**What the task requires:**
Find the string "this" in the entries and copy each line that has it.

start

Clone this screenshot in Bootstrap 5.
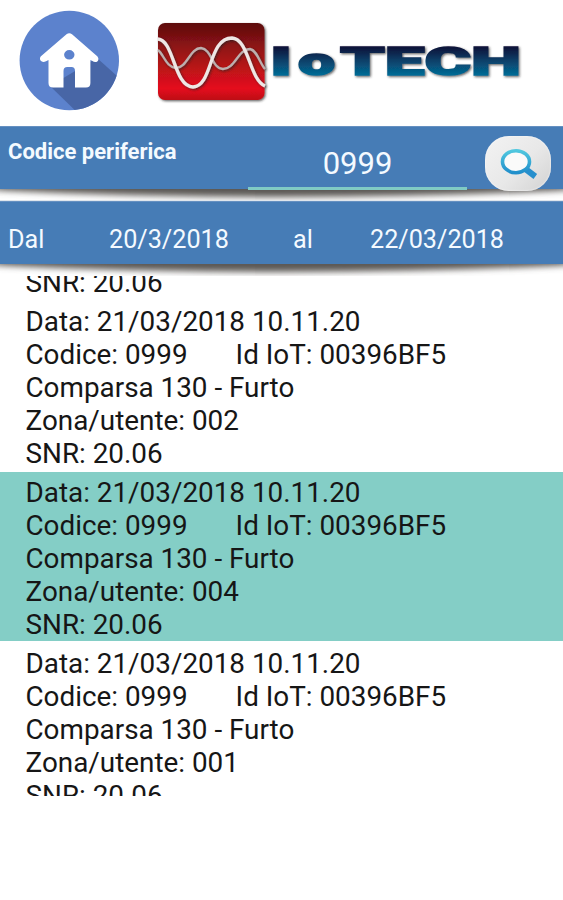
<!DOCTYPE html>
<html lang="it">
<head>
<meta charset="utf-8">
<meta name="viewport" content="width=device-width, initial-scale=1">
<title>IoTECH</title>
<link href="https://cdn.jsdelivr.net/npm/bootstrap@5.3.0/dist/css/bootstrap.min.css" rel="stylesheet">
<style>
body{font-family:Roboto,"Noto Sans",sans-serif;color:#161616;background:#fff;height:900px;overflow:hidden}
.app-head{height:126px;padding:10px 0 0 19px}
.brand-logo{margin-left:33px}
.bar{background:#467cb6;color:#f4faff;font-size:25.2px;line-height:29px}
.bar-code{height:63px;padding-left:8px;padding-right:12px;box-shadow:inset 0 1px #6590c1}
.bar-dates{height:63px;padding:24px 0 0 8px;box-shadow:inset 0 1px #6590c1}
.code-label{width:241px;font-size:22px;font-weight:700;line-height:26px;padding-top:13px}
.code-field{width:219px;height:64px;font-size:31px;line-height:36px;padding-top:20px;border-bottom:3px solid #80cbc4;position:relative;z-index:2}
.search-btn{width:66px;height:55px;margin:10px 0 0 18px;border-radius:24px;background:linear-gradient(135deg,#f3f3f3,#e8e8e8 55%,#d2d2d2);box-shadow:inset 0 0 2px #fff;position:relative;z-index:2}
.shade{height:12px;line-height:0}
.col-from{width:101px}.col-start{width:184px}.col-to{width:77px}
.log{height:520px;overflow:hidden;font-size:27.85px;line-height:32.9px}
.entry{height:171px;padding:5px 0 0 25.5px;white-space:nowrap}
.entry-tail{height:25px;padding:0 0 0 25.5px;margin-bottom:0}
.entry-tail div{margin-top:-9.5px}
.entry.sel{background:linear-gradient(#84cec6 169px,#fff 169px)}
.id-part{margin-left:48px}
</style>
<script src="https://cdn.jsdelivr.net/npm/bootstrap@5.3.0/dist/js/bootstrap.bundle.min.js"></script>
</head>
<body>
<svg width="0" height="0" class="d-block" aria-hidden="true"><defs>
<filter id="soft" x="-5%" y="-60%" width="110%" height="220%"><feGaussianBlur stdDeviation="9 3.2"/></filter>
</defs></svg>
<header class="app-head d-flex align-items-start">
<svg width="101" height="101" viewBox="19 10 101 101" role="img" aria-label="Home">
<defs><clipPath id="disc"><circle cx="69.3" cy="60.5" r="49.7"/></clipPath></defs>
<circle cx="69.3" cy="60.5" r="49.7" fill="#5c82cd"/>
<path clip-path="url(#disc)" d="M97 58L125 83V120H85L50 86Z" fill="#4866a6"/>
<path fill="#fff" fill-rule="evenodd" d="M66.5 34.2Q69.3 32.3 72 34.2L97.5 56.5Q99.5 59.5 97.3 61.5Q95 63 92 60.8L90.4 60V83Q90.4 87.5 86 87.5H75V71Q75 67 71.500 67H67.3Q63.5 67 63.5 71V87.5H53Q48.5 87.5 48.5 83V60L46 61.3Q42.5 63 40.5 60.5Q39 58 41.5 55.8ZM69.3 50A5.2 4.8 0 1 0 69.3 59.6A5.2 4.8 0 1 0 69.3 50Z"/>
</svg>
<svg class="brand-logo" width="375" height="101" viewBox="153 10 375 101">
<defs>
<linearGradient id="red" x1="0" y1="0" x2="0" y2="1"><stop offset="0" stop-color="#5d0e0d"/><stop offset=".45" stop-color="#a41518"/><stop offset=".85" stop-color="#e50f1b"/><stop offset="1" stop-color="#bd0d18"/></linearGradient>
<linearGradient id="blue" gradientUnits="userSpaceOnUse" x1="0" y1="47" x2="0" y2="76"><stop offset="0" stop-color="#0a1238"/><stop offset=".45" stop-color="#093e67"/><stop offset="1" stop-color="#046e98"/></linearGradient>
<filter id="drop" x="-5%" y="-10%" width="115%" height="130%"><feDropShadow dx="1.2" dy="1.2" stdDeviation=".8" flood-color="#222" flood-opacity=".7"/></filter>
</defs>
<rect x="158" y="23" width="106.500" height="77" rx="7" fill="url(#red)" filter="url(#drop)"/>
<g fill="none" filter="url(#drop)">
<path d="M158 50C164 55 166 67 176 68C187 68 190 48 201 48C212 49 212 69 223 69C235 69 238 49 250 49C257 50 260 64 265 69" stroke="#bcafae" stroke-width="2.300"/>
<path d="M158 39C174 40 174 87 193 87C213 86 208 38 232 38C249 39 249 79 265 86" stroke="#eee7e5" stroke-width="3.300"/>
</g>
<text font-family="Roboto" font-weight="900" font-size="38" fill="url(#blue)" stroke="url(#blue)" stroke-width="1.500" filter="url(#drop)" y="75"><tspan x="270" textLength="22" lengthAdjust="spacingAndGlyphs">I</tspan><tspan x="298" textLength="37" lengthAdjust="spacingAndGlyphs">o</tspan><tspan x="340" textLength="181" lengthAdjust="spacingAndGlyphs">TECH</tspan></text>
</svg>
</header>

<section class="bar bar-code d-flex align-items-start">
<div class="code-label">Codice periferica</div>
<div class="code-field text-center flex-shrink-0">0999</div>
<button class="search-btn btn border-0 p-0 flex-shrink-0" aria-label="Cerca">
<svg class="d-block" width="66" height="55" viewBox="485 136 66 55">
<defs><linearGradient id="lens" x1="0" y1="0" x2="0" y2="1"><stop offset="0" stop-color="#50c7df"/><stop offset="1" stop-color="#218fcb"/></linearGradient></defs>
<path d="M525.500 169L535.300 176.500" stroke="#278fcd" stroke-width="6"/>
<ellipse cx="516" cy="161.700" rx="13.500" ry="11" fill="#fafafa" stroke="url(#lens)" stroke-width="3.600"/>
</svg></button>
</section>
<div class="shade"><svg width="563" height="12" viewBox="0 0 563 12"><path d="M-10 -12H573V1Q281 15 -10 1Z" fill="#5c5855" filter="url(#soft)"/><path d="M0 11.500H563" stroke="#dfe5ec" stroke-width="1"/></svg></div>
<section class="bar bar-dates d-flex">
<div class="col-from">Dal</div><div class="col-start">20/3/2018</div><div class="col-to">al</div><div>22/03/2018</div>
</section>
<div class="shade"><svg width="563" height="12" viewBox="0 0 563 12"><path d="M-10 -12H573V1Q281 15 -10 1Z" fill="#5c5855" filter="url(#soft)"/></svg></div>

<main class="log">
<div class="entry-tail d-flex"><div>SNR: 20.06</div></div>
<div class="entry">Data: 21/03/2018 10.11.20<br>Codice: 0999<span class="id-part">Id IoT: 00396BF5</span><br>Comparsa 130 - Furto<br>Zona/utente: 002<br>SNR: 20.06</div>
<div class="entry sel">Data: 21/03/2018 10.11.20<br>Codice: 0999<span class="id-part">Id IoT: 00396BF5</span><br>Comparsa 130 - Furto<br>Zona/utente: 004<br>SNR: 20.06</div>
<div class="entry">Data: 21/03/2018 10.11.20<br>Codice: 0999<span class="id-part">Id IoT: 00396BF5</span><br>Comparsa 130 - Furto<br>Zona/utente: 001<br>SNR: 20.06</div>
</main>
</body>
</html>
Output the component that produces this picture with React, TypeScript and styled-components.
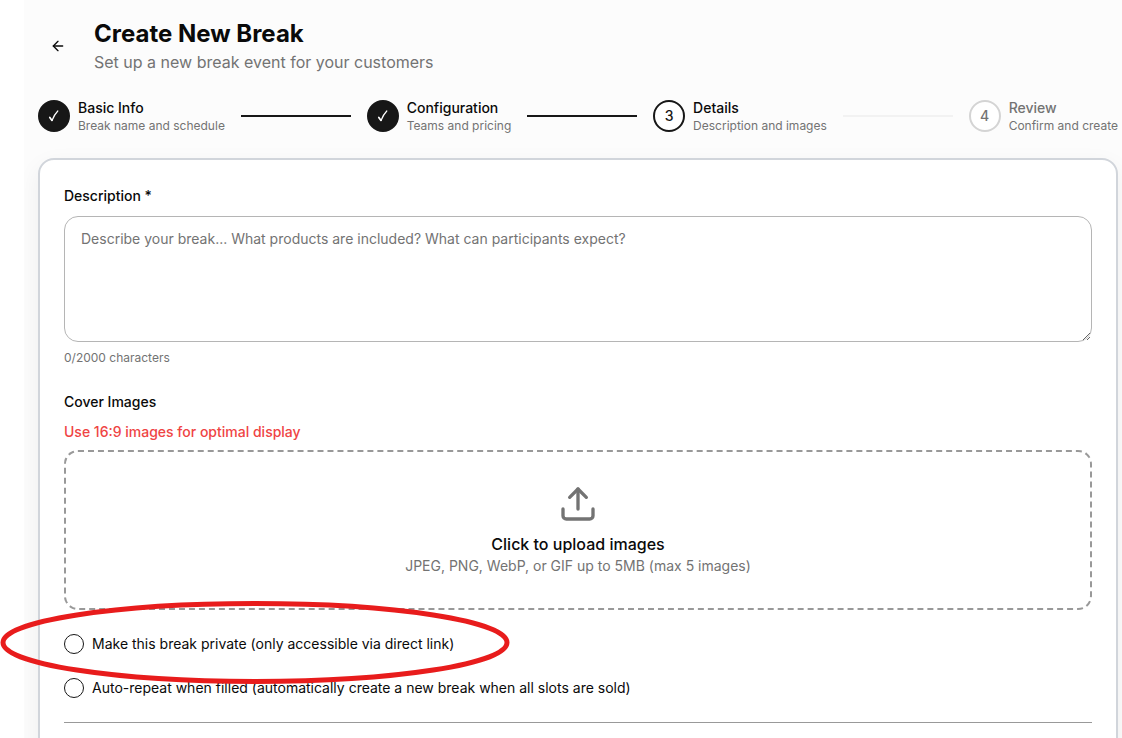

end

**Exercise answer:**
Clone this screenshot in Bootstrap 5.
Output the component that produces this picture with React, TypeScript and styled-components.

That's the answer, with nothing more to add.